Was the size of the likely coherent system in the various cases limited?

Were sharply peaking resonance conditions likely?  If so, what type of 
resonances?

Were significant applied  magnetic fields present?  If so, how big?  

Did the accidents initiate under some upper bound temperature or pressure 
associated with phonic resonances?  If so, what temperatures / pressures?  One 
of Peter H’s early LENR theories addresses the coupling associated with phonic 
resonances I believe-- ICCF-2or 3.

Your focus on phonons—lattice vibrations—may relate to a positive temperature 
coefficient reflecting an increased probability of a temperature induced 
resonant condition in an increasing population of coherent systems.  Thus, 
limiting the size of the possible coherent systems in the fuel of the reactor 
may limit the size of the creation of energetic phonons (heat) and the 
establishment of resonant conditions in nearby  coherent systems.  Small grains 
in metals would act to limit the size of adjacent coherent systems and the 
amount of energy transformed during any single reaction.

Bob Cook









Sent from Mail for Windows 10

From: Jones Beene
Sent: Thursday, February 9, 2017 9:06 AM
To: Vortex List
Subject: [Vo]:Defining the active particle of an LENR runaway

In nuclear fission, the active particle which propagates the reaction is 
of course the neutron. The identity crisis that we have dealt with in 
LENR from the start becomes evident when we try to single out the active 
particle or pseudo-particle, which is the most basic agent that 
propagates and continues the reaction (in a situation such as 
"heat-after-death" or the thermal runaway).

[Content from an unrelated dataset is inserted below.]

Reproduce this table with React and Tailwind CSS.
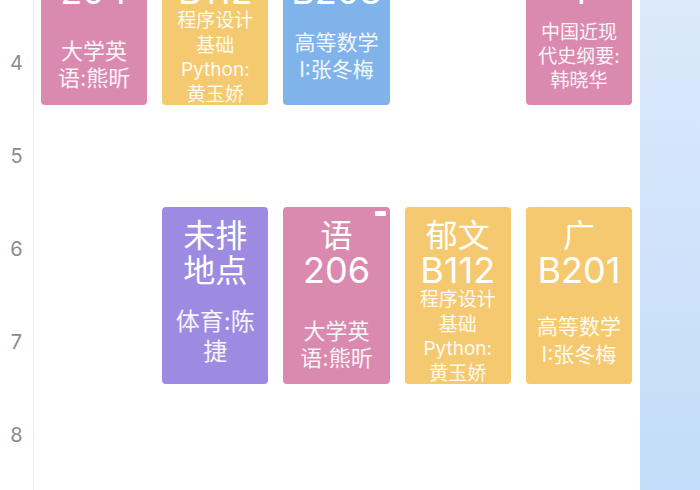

If nuclear fusion was indeed the source of energy of a runaway or 
meltdown reaction (and close to a dozen have been reported) then we 
should be able to identify an anomalous agent of some kind, but it is 
not gamma radiation or neutrons, so we look for something completely 
new. Beta particles (fast electrons) and alpha particle can also be 
ruled out due to proportionate lack of secondary radiation 
(bremsstrahlung). Yes, there appears to be a tiny amount of all, or any, 
of the above in LENR at various times, but not coming close to 
accounting for the emergent thermal gain of a runaway. This is gain far 
above chemical and far below nuclear, which can cause a large amount of 
stainless steel to melt, as happened at Thermacore but with no residual 
radiation.

Thus the choices for the active agent in LENR are narrowed primarily to 
the phonon, for those who follow some version of the Hagelstein theory, 
or to EUV photons for those who follow Mills, or both. Holmlid has not 
had a runaway so we can possibly eliminate the more exotic candidates. 
Obviously, one parameter which distinguishes the runaway reaction is 
strong Infrared light, also seen in Parkhomov "glow tube" and replications.

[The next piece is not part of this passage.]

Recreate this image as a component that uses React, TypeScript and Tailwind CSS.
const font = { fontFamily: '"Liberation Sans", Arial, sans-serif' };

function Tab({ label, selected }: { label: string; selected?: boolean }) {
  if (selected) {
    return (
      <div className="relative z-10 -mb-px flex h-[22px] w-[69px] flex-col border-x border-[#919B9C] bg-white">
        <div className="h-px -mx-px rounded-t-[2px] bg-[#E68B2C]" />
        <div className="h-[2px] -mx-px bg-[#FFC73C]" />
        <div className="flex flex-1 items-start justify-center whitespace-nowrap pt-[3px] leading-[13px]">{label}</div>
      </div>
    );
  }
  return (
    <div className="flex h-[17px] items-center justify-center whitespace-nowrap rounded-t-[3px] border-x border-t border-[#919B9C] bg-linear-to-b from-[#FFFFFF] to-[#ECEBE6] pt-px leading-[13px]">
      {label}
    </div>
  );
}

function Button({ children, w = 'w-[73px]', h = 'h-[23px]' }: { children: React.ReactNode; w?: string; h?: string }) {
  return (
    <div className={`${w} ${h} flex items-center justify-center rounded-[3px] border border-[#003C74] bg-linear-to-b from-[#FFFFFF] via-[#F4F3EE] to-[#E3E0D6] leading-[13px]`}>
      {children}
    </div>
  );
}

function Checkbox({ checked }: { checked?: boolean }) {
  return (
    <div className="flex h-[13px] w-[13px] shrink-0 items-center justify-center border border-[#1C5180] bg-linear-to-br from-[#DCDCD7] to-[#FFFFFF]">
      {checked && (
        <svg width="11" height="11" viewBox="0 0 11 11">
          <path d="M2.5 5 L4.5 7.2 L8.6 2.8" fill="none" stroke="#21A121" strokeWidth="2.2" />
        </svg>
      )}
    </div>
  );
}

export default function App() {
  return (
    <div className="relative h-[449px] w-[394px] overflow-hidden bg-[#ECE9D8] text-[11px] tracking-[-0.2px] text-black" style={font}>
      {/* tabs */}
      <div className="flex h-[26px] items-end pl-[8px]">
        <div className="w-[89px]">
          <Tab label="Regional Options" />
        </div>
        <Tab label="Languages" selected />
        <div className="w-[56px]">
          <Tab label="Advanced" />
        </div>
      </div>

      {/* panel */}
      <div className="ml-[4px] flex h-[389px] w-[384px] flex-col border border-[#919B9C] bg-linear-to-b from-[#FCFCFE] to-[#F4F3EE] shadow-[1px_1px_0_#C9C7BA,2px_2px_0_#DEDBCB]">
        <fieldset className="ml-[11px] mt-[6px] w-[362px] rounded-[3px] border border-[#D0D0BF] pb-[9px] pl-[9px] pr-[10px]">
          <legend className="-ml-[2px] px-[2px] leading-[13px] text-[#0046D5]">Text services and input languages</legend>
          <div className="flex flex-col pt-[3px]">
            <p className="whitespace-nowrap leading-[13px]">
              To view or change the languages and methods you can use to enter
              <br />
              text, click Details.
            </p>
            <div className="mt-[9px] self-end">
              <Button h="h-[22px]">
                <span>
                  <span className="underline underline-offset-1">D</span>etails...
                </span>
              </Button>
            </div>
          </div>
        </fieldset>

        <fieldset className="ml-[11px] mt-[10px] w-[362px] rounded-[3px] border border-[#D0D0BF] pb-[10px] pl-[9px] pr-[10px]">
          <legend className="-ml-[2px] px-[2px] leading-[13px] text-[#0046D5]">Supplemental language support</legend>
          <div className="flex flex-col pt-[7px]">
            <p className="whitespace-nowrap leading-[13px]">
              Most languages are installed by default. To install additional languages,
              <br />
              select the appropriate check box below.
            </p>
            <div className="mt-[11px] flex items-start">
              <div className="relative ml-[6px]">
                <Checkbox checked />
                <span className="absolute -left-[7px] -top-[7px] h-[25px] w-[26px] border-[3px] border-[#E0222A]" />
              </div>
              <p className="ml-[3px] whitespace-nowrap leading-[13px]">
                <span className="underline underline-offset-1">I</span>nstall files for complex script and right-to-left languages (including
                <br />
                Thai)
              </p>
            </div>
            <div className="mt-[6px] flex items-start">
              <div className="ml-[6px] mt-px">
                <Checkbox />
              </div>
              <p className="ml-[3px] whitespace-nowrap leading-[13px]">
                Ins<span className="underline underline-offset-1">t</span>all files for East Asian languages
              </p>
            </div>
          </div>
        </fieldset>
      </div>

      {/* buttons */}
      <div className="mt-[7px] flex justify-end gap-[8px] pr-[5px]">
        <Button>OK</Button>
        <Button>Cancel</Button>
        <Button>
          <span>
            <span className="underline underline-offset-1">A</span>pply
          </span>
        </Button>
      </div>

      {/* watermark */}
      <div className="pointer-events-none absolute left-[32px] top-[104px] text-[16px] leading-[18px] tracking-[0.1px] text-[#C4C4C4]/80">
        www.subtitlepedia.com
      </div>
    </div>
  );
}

This brings up the field of optomechanics and more specifically "cavity 
optomechanics" which studies the interaction between light and 
mechanical movement. This also brings up the suggestion that with 
resonance and coherence, both the photon and phonon can be merged 
together into a hybrid or pseudo-particle. The "SPP" or surface plasmon 
polariton has been a candidate for LENR active modality - which has been 
talked about the most, but the SPP does NOT fit the circumstances 
precisely. Actually it is a poor fit.

The plasmon, a quantum of plasma oscillation, does not really fit in the 
circumstance of a condensed lattice reaction since there is technically 
no plasma. The polariton does model strong coupling of electromagnetic 
waves with an electric dipole, which can be present in the runaway but 
"surface" does not model the a lattice effect. Thus SPP is one out of 
three accuracy.

Moreover, phonons need to be included since mechanical vibration is more 
fundamental to LENR than optics. Perhaps LENR needs its own specific 
pseudo-particle, which vaguely resembles the SPP but only when combined 
with the phonon and eliminating the "surface" feature.

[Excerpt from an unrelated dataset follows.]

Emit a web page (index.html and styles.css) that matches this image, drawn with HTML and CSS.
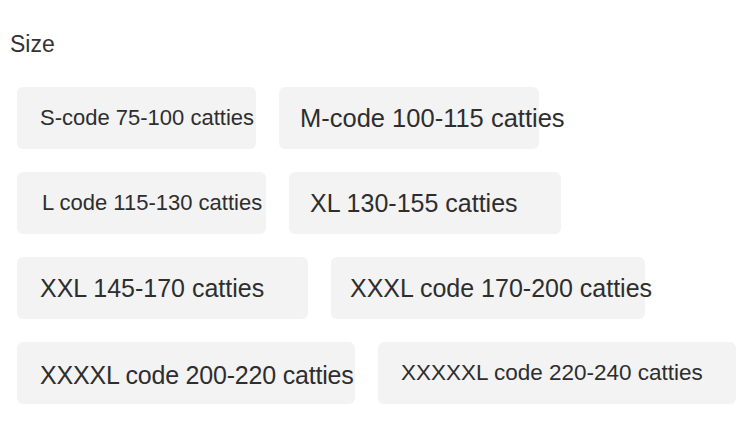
FILE: index.html
```html
<!DOCTYPE html>
<html>
<head>
<meta charset="utf-8">
<link rel="stylesheet" href="styles.css">
</head>
<body>
<div class="page">
  <div class="title">Size</div>
  <div class="options">
    <div class="row">
      <div class="chip w1 sm">S-code 75-100 catties</div>
      <div class="chip w2 xl pl21">M-code 100-115 catties</div>
    </div>
    <div class="row">
      <div class="chip w3 sm pl25">L code 115-130 catties</div>
      <div class="chip w4 lg pl21">XL 130-155 catties</div>
    </div>
    <div class="row">
      <div class="chip w5 lg">XXL 145-170 catties</div>
      <div class="chip w6 lg pl19">XXXL code 170-200 catties</div>
    </div>
    <div class="row">
      <div class="chip w7 lg tight low">XXXXL code 200-220 catties</div>
      <div class="chip w8 sm2">XXXXXL code 220-240 catties</div>
    </div>
  </div>
</div>
</body>
</html>
```

FILE: styles.css
```css
html, body {
  margin: 0;
  padding: 0;
  background: #ffffff;
}
body {
  width: 756px;
  height: 422px;
  overflow: hidden;
  font-family: "Liberation Sans", Arial, sans-serif;
  color: #333333;
}
.page {
  padding: 31px 0 0 10px;
}
.title {
  font-size: 23px;
  line-height: 26px;
  color: #333333;
}
.options {
  margin-top: 30px;
  margin-left: 7px;
  display: flex;
  flex-direction: column;
  gap: 23px;
}
.row {
  display: flex;
  gap: 23px;
}
.chip {
  flex: none;
  height: 62px;
  box-sizing: border-box;
  display: flex;
  align-items: center;
  padding-left: 23px;
  background: #f3f3f3;
  border-radius: 6px;
  white-space: nowrap;
  color: #2e2e2e;
  overflow: visible;
}
.sm { font-size: 22px; }
.sm2 { font-size: 22.5px; padding-left: 23px; }
.lg { font-size: 25px; }
.xl { font-size: 25.5px; }
.tight { letter-spacing: -0.2px; }
.low { padding-top: 4px; }
.pl19 { padding-left: 19px; }
.pl21 { padding-left: 21px; }
.pl25 { padding-left: 25px; }
.w1 { width: 239px; }
.w2 { width: 260px; }
.w3 { width: 249px; }
.w4 { width: 272px; }
.w5 { width: 291px; }
.w6 { width: 314px; }
.w7 { width: 338px; }
.w8 { width: 358px; }
```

Can we label this pseudo-particle as the PPP (phonon-plasmon-polariton) 
instead of SPP?

As fate would have it, something like this PPP pseudo-particle has been 
proposed, if not witnessed by generation of single phonons at gigahertz 
frequencies in optoelectronics, where the single phonon has been 
triggered by single photons in the near infrared. See:

http://journals.aps.org/prl/abstract/10.1103/PhysRevLett.116.234301

It would be intriguing to imagine that a pseudo-particle found in an 
unrelated field has broader applicability and can function as the active 
mediator in LENR ... either real or as metaphor.

As a real particle, we can probably model "dense hydrogen" as having all 
the properties of a real PPP - functioning as a hybrid of all three 
constituents: phonon, plasmon and polariton, reduced to the quantized state.